### Your instructions
Across the material below, how many lines contain the word "components"? Give only the number.

### Provided information

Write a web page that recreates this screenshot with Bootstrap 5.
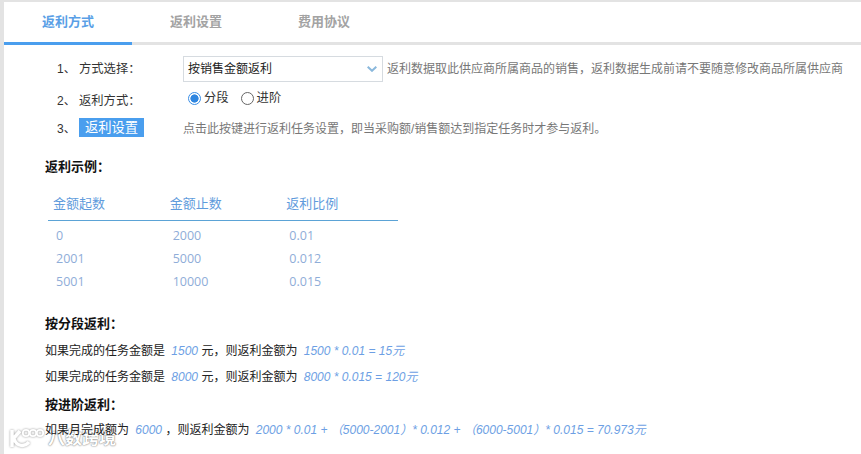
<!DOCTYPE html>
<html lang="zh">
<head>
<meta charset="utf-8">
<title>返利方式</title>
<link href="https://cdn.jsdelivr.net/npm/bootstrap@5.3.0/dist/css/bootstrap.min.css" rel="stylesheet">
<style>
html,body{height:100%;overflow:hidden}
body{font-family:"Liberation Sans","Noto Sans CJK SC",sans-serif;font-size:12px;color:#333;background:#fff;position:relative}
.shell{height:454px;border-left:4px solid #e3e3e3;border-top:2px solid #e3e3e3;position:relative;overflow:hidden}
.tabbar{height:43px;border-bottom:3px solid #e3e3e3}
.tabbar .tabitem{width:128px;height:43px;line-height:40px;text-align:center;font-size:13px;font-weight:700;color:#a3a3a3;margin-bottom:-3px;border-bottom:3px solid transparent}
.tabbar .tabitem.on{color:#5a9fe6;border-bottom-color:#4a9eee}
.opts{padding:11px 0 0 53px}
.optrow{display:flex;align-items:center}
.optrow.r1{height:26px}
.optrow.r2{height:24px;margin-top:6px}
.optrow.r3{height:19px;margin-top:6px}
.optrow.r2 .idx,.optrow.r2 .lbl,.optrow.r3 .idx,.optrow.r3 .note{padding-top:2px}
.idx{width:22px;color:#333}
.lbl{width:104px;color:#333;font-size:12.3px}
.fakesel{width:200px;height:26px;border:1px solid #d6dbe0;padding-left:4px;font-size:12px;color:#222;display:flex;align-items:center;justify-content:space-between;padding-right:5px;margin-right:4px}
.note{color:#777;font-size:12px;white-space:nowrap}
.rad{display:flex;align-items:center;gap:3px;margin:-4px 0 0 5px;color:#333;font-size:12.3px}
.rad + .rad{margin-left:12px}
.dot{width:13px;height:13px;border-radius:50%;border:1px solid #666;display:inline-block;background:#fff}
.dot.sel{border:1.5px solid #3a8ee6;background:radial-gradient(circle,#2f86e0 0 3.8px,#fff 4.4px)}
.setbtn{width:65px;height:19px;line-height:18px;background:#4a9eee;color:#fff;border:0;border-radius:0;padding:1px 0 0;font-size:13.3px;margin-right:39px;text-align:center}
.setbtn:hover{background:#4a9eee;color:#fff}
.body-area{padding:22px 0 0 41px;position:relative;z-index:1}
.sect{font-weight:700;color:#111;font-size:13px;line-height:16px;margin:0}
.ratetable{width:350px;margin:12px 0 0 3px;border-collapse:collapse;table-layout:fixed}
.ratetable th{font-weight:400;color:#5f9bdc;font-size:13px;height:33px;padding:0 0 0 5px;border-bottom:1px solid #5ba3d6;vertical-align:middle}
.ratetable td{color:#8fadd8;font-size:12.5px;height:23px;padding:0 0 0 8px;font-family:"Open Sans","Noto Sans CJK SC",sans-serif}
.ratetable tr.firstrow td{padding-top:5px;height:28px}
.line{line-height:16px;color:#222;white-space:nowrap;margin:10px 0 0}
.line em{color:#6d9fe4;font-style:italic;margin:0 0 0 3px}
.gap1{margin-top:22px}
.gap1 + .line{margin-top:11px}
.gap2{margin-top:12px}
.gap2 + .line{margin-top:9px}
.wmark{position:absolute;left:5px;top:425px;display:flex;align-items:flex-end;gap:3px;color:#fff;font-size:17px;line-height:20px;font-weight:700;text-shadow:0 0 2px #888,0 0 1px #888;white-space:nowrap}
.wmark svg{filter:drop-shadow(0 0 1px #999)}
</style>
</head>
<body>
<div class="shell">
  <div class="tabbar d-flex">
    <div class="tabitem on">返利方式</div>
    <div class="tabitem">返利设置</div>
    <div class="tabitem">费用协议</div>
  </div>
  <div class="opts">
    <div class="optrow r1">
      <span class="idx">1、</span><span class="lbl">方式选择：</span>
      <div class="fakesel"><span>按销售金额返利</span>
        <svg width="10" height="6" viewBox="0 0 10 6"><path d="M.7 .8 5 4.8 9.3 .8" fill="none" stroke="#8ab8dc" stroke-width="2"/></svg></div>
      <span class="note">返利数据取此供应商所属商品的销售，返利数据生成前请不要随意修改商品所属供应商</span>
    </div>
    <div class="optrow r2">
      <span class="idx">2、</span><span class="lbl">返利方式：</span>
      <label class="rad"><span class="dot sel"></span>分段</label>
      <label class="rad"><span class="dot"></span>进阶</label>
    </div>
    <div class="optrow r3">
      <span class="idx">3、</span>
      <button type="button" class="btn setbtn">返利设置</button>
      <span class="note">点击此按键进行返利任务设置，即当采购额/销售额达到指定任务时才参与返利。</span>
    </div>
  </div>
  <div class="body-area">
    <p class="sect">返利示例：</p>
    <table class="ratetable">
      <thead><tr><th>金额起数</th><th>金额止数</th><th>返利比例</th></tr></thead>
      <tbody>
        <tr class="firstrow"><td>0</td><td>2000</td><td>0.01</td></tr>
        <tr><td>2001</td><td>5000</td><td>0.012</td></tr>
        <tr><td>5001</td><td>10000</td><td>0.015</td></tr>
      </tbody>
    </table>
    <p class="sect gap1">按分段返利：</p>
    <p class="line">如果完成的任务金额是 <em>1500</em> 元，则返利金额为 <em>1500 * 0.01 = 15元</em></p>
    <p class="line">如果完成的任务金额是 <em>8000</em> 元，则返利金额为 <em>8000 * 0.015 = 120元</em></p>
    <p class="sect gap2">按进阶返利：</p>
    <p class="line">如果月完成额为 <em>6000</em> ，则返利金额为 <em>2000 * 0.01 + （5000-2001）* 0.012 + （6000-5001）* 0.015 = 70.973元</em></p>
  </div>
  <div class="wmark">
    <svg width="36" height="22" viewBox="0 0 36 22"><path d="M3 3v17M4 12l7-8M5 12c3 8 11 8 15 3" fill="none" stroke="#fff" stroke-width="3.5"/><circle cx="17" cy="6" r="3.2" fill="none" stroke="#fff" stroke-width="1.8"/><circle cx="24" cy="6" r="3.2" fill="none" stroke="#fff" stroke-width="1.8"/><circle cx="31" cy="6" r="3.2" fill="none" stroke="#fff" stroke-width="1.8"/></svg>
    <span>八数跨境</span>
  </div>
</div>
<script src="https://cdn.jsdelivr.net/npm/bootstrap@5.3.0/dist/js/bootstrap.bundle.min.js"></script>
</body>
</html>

...

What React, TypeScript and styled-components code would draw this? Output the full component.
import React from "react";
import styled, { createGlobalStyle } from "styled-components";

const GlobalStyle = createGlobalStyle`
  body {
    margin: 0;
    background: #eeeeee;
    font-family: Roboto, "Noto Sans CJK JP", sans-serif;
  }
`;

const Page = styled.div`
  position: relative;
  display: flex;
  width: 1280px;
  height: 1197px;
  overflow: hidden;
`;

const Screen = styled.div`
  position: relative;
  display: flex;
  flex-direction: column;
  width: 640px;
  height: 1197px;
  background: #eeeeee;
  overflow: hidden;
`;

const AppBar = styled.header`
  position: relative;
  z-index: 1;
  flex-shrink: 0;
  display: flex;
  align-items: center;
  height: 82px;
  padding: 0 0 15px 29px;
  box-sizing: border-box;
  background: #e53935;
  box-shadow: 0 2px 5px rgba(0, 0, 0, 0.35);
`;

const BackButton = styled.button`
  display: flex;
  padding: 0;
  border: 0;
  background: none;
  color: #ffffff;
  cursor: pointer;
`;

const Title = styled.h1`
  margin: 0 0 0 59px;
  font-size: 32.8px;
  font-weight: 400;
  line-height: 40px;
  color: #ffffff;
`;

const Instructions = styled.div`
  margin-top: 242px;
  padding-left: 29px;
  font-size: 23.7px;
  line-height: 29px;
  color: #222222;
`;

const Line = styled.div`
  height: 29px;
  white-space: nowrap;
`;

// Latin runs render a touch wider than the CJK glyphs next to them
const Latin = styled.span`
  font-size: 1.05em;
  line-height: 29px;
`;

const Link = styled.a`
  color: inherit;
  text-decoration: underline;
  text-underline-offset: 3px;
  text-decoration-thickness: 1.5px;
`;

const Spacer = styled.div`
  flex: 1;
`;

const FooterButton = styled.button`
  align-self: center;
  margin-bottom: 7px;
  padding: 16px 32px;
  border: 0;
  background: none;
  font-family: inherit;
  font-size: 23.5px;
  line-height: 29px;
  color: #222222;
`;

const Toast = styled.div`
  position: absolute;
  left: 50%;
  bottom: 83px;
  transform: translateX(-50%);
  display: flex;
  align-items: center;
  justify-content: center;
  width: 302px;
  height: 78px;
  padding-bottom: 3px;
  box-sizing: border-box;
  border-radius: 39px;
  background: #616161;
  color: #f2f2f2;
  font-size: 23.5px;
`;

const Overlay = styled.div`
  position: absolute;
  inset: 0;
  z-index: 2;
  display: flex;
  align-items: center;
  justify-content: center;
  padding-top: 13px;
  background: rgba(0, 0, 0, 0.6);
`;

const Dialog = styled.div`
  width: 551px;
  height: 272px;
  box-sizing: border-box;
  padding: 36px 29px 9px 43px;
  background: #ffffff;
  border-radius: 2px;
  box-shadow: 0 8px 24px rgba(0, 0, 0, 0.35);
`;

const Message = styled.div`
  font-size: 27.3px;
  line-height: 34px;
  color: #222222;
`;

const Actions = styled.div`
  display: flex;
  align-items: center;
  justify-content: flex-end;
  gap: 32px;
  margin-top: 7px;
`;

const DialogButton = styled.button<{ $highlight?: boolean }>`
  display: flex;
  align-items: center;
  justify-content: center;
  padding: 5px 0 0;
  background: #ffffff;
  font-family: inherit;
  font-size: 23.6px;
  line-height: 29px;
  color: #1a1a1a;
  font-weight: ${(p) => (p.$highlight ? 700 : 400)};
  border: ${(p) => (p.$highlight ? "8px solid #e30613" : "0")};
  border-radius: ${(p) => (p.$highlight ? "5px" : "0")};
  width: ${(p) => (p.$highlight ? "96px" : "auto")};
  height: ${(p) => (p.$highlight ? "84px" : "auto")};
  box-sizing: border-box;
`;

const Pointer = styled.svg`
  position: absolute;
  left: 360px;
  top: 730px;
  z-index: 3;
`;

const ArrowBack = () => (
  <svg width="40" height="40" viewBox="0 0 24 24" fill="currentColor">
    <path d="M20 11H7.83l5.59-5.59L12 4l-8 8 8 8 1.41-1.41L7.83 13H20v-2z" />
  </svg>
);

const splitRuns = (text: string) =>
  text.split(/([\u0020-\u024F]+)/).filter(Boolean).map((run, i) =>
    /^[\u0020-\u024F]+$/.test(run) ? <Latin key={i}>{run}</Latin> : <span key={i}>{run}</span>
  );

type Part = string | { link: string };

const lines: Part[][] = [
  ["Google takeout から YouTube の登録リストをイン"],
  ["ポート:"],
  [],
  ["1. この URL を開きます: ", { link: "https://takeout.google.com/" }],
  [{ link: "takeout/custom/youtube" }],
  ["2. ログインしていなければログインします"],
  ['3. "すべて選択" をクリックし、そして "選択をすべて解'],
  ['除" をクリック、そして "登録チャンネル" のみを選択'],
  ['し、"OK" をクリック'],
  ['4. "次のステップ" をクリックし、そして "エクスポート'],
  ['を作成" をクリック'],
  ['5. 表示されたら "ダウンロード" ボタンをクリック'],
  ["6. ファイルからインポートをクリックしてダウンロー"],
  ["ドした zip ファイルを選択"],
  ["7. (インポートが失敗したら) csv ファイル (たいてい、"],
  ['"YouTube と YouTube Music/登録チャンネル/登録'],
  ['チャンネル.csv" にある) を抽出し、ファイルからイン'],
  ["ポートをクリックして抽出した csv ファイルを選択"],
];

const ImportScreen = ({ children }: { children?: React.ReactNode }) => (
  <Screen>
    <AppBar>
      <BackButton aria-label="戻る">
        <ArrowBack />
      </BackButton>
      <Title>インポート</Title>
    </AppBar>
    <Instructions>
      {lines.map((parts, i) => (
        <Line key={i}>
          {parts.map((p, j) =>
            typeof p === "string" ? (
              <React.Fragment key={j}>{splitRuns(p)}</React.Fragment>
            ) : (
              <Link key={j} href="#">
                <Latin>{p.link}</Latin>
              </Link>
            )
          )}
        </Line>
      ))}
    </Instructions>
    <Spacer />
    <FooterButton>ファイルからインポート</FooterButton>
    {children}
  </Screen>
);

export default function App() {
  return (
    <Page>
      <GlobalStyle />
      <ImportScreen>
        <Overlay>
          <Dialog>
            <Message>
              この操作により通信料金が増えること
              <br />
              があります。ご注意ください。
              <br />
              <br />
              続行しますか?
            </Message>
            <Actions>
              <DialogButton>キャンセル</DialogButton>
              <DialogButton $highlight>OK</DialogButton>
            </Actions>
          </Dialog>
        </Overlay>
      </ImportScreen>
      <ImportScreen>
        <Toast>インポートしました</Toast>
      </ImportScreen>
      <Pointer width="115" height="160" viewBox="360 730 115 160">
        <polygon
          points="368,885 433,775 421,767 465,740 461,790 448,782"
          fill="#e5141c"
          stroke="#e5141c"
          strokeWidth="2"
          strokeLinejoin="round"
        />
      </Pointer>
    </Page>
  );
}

### Final result
2